Information supplied:
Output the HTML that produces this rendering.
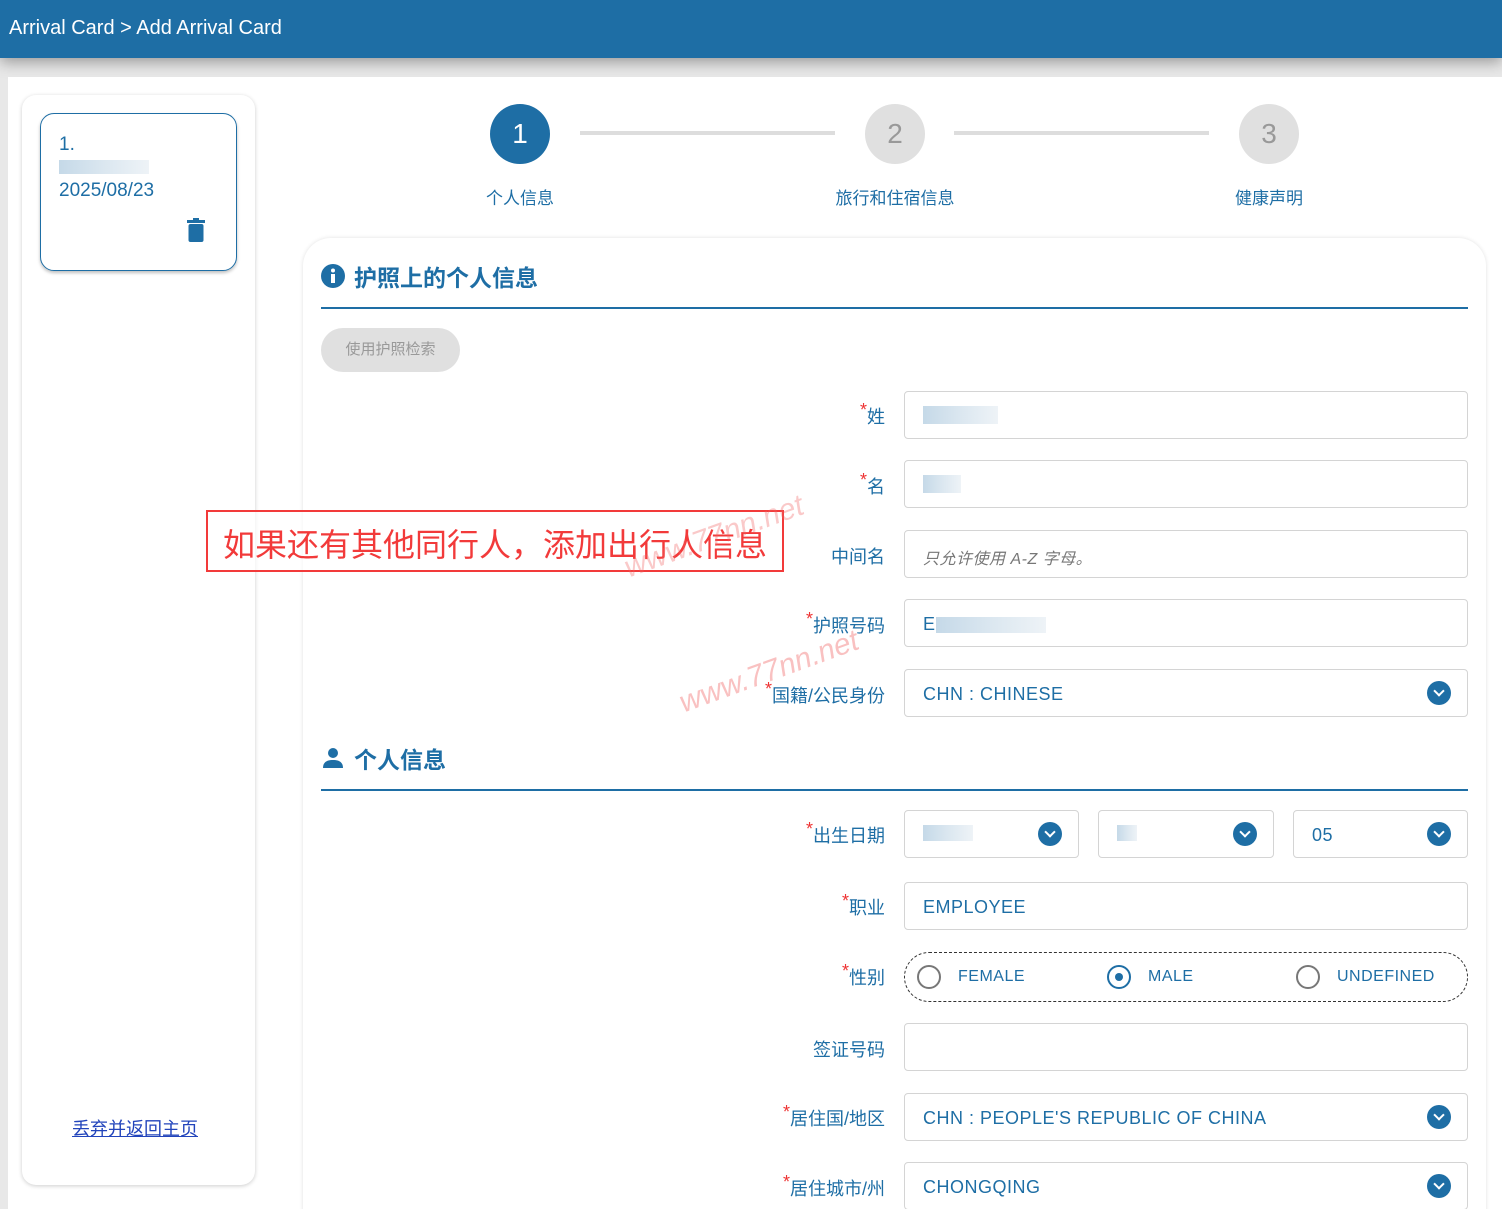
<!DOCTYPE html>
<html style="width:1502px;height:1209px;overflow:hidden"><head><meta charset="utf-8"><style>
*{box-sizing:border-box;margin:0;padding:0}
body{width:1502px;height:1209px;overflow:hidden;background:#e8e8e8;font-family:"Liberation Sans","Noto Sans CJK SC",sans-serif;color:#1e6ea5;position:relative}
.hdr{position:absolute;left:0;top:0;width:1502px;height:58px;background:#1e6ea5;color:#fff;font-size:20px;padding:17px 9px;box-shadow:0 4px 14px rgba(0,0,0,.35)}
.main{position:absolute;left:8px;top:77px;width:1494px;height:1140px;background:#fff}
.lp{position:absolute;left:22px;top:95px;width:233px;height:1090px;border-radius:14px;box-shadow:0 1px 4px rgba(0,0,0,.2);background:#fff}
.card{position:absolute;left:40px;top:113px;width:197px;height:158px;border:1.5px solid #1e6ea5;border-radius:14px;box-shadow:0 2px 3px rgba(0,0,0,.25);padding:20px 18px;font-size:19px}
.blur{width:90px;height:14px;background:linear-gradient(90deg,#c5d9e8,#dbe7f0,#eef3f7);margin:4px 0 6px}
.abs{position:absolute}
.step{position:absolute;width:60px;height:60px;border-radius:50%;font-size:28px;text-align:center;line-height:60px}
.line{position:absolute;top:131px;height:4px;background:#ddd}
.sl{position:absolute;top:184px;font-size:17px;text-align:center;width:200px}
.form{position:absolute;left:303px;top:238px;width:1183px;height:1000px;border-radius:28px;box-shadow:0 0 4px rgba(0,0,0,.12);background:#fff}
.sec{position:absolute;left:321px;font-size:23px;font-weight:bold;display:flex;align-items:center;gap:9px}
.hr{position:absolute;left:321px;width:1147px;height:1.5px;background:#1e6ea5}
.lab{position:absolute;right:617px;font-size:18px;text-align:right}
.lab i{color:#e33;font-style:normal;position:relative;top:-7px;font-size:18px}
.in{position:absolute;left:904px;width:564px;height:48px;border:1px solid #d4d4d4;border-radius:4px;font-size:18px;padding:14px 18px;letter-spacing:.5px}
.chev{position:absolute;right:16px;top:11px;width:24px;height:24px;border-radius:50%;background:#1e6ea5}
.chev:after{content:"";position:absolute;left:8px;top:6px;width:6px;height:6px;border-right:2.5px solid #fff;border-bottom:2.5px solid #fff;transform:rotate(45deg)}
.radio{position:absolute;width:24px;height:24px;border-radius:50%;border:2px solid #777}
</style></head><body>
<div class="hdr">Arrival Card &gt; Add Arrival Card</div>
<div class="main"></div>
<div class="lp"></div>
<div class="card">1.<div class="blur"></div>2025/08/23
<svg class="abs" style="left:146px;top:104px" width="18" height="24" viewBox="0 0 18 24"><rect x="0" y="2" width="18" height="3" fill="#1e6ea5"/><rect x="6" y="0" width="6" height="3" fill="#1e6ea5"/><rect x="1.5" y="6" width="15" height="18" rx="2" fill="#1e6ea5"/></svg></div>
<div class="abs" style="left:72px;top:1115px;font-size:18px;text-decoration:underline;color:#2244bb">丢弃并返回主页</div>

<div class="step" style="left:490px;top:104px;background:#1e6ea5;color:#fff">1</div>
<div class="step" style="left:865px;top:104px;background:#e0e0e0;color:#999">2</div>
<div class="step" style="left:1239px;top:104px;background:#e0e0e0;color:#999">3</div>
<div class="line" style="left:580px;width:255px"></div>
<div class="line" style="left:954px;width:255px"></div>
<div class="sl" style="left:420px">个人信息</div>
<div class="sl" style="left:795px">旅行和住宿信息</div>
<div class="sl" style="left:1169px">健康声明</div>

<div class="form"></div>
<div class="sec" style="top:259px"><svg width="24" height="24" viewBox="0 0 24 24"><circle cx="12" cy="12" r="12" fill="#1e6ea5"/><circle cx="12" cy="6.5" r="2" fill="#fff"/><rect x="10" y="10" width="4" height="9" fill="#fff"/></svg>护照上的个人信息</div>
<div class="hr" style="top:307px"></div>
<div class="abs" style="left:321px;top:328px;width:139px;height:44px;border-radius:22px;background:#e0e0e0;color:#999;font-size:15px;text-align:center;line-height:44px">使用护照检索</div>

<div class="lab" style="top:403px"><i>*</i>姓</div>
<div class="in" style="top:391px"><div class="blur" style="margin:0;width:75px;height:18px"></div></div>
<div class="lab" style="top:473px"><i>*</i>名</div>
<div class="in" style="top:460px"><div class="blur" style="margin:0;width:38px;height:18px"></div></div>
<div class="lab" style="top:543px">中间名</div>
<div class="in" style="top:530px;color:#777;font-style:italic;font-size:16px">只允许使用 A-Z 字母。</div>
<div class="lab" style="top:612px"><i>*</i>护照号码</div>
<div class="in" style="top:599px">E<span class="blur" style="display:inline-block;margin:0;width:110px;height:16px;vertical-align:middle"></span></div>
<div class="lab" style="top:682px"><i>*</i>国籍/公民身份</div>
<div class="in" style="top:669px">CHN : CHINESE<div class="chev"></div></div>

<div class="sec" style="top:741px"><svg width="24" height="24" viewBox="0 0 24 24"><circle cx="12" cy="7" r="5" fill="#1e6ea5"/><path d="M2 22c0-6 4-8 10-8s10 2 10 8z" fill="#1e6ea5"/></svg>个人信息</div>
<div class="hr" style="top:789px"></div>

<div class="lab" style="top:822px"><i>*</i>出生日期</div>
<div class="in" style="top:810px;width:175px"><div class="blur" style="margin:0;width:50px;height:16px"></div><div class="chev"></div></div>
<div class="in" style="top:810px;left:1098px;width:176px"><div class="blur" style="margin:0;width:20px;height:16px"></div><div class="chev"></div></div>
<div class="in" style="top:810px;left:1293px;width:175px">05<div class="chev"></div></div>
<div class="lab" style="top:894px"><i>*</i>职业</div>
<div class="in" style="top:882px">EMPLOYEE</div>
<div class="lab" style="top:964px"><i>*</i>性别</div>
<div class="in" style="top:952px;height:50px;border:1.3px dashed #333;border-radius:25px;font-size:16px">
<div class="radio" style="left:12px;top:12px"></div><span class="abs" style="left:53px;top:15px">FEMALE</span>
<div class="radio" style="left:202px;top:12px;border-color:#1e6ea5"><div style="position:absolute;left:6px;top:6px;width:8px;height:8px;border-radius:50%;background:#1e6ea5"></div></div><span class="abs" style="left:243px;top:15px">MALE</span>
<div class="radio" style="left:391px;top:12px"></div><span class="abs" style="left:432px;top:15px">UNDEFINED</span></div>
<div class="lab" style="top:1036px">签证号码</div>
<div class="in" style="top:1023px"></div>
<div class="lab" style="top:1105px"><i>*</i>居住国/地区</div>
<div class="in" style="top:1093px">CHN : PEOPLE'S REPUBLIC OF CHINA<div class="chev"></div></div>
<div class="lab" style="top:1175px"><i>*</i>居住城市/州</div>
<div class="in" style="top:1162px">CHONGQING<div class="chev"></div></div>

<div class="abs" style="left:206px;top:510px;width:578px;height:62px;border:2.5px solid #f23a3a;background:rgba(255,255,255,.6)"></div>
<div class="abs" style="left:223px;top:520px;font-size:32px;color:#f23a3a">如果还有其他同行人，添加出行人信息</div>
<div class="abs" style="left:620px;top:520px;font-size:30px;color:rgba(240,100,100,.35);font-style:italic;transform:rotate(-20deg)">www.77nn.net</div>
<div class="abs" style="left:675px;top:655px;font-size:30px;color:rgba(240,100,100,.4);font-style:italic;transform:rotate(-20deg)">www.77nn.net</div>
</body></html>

Problem to work on:
Repeat the material above word for word, please, apart from its images.

Problem solution:
Output the HTML that produces this rendering.
<!DOCTYPE html>
<html style="width:1502px;height:1209px;overflow:hidden"><head><meta charset="utf-8"><style>
*{box-sizing:border-box;margin:0;padding:0}
body{width:1502px;height:1209px;overflow:hidden;background:#e8e8e8;font-family:"Liberation Sans","Noto Sans CJK SC",sans-serif;color:#1e6ea5;position:relative}
.hdr{position:absolute;left:0;top:0;width:1502px;height:58px;background:#1e6ea5;color:#fff;font-size:20px;padding:17px 9px;box-shadow:0 4px 14px rgba(0,0,0,.35)}
.main{position:absolute;left:8px;top:77px;width:1494px;height:1140px;background:#fff}
.lp{position:absolute;left:22px;top:95px;width:233px;height:1090px;border-radius:14px;box-shadow:0 1px 4px rgba(0,0,0,.2);background:#fff}
.card{position:absolute;left:40px;top:113px;width:197px;height:158px;border:1.5px solid #1e6ea5;border-radius:14px;box-shadow:0 2px 3px rgba(0,0,0,.25);padding:20px 18px;font-size:19px}
.blur{width:90px;height:14px;background:linear-gradient(90deg,#c5d9e8,#dbe7f0,#eef3f7);margin:4px 0 6px}
.abs{position:absolute}
.step{position:absolute;width:60px;height:60px;border-radius:50%;font-size:28px;text-align:center;line-height:60px}
.line{position:absolute;top:131px;height:4px;background:#ddd}
.sl{position:absolute;top:184px;font-size:17px;text-align:center;width:200px}
.form{position:absolute;left:303px;top:238px;width:1183px;height:1000px;border-radius:28px;box-shadow:0 0 4px rgba(0,0,0,.12);background:#fff}
.sec{position:absolute;left:321px;font-size:23px;font-weight:bold;display:flex;align-items:center;gap:9px}
.hr{position:absolute;left:321px;width:1147px;height:1.5px;background:#1e6ea5}
.lab{position:absolute;right:617px;font-size:18px;text-align:right}
.lab i{color:#e33;font-style:normal;position:relative;top:-7px;font-size:18px}
.in{position:absolute;left:904px;width:564px;height:48px;border:1px solid #d4d4d4;border-radius:4px;font-size:18px;padding:14px 18px;letter-spacing:.5px}
.chev{position:absolute;right:16px;top:11px;width:24px;height:24px;border-radius:50%;background:#1e6ea5}
.chev:after{content:"";position:absolute;left:8px;top:6px;width:6px;height:6px;border-right:2.5px solid #fff;border-bottom:2.5px solid #fff;transform:rotate(45deg)}
.radio{position:absolute;width:24px;height:24px;border-radius:50%;border:2px solid #777}
</style></head><body>
<div class="hdr">Arrival Card &gt; Add Arrival Card</div>
<div class="main"></div>
<div class="lp"></div>
<div class="card">1.<div class="blur"></div>2025/08/23
<svg class="abs" style="left:146px;top:104px" width="18" height="24" viewBox="0 0 18 24"><rect x="0" y="2" width="18" height="3" fill="#1e6ea5"/><rect x="6" y="0" width="6" height="3" fill="#1e6ea5"/><rect x="1.5" y="6" width="15" height="18" rx="2" fill="#1e6ea5"/></svg></div>
<div class="abs" style="left:72px;top:1115px;font-size:18px;text-decoration:underline;color:#2244bb">丢弃并返回主页</div>

<div class="step" style="left:490px;top:104px;background:#1e6ea5;color:#fff">1</div>
<div class="step" style="left:865px;top:104px;background:#e0e0e0;color:#999">2</div>
<div class="step" style="left:1239px;top:104px;background:#e0e0e0;color:#999">3</div>
<div class="line" style="left:580px;width:255px"></div>
<div class="line" style="left:954px;width:255px"></div>
<div class="sl" style="left:420px">个人信息</div>
<div class="sl" style="left:795px">旅行和住宿信息</div>
<div class="sl" style="left:1169px">健康声明</div>

<div class="form"></div>
<div class="sec" style="top:259px"><svg width="24" height="24" viewBox="0 0 24 24"><circle cx="12" cy="12" r="12" fill="#1e6ea5"/><circle cx="12" cy="6.5" r="2" fill="#fff"/><rect x="10" y="10" width="4" height="9" fill="#fff"/></svg>护照上的个人信息</div>
<div class="hr" style="top:307px"></div>
<div class="abs" style="left:321px;top:328px;width:139px;height:44px;border-radius:22px;background:#e0e0e0;color:#999;font-size:15px;text-align:center;line-height:44px">使用护照检索</div>

<div class="lab" style="top:403px"><i>*</i>姓</div>
<div class="in" style="top:391px"><div class="blur" style="margin:0;width:75px;height:18px"></div></div>
<div class="lab" style="top:473px"><i>*</i>名</div>
<div class="in" style="top:460px"><div class="blur" style="margin:0;width:38px;height:18px"></div></div>
<div class="lab" style="top:543px">中间名</div>
<div class="in" style="top:530px;color:#777;font-style:italic;font-size:16px">只允许使用 A-Z 字母。</div>
<div class="lab" style="top:612px"><i>*</i>护照号码</div>
<div class="in" style="top:599px">E<span class="blur" style="display:inline-block;margin:0;width:110px;height:16px;vertical-align:middle"></span></div>
<div class="lab" style="top:682px"><i>*</i>国籍/公民身份</div>
<div class="in" style="top:669px">CHN : CHINESE<div class="chev"></div></div>

<div class="sec" style="top:741px"><svg width="24" height="24" viewBox="0 0 24 24"><circle cx="12" cy="7" r="5" fill="#1e6ea5"/><path d="M2 22c0-6 4-8 10-8s10 2 10 8z" fill="#1e6ea5"/></svg>个人信息</div>
<div class="hr" style="top:789px"></div>

<div class="lab" style="top:822px"><i>*</i>出生日期</div>
<div class="in" style="top:810px;width:175px"><div class="blur" style="margin:0;width:50px;height:16px"></div><div class="chev"></div></div>
<div class="in" style="top:810px;left:1098px;width:176px"><div class="blur" style="margin:0;width:20px;height:16px"></div><div class="chev"></div></div>
<div class="in" style="top:810px;left:1293px;width:175px">05<div class="chev"></div></div>
<div class="lab" style="top:894px"><i>*</i>职业</div>
<div class="in" style="top:882px">EMPLOYEE</div>
<div class="lab" style="top:964px"><i>*</i>性别</div>
<div class="in" style="top:952px;height:50px;border:1.3px dashed #333;border-radius:25px;font-size:16px">
<div class="radio" style="left:12px;top:12px"></div><span class="abs" style="left:53px;top:15px">FEMALE</span>
<div class="radio" style="left:202px;top:12px;border-color:#1e6ea5"><div style="position:absolute;left:6px;top:6px;width:8px;height:8px;border-radius:50%;background:#1e6ea5"></div></div><span class="abs" style="left:243px;top:15px">MALE</span>
<div class="radio" style="left:391px;top:12px"></div><span class="abs" style="left:432px;top:15px">UNDEFINED</span></div>
<div class="lab" style="top:1036px">签证号码</div>
<div class="in" style="top:1023px"></div>
<div class="lab" style="top:1105px"><i>*</i>居住国/地区</div>
<div class="in" style="top:1093px">CHN : PEOPLE'S REPUBLIC OF CHINA<div class="chev"></div></div>
<div class="lab" style="top:1175px"><i>*</i>居住城市/州</div>
<div class="in" style="top:1162px">CHONGQING<div class="chev"></div></div>

<div class="abs" style="left:206px;top:510px;width:578px;height:62px;border:2.5px solid #f23a3a;background:rgba(255,255,255,.6)"></div>
<div class="abs" style="left:223px;top:520px;font-size:32px;color:#f23a3a">如果还有其他同行人，添加出行人信息</div>
<div class="abs" style="left:620px;top:520px;font-size:30px;color:rgba(240,100,100,.35);font-style:italic;transform:rotate(-20deg)">www.77nn.net</div>
<div class="abs" style="left:675px;top:655px;font-size:30px;color:rgba(240,100,100,.4);font-style:italic;transform:rotate(-20deg)">www.77nn.net</div>
</body></html>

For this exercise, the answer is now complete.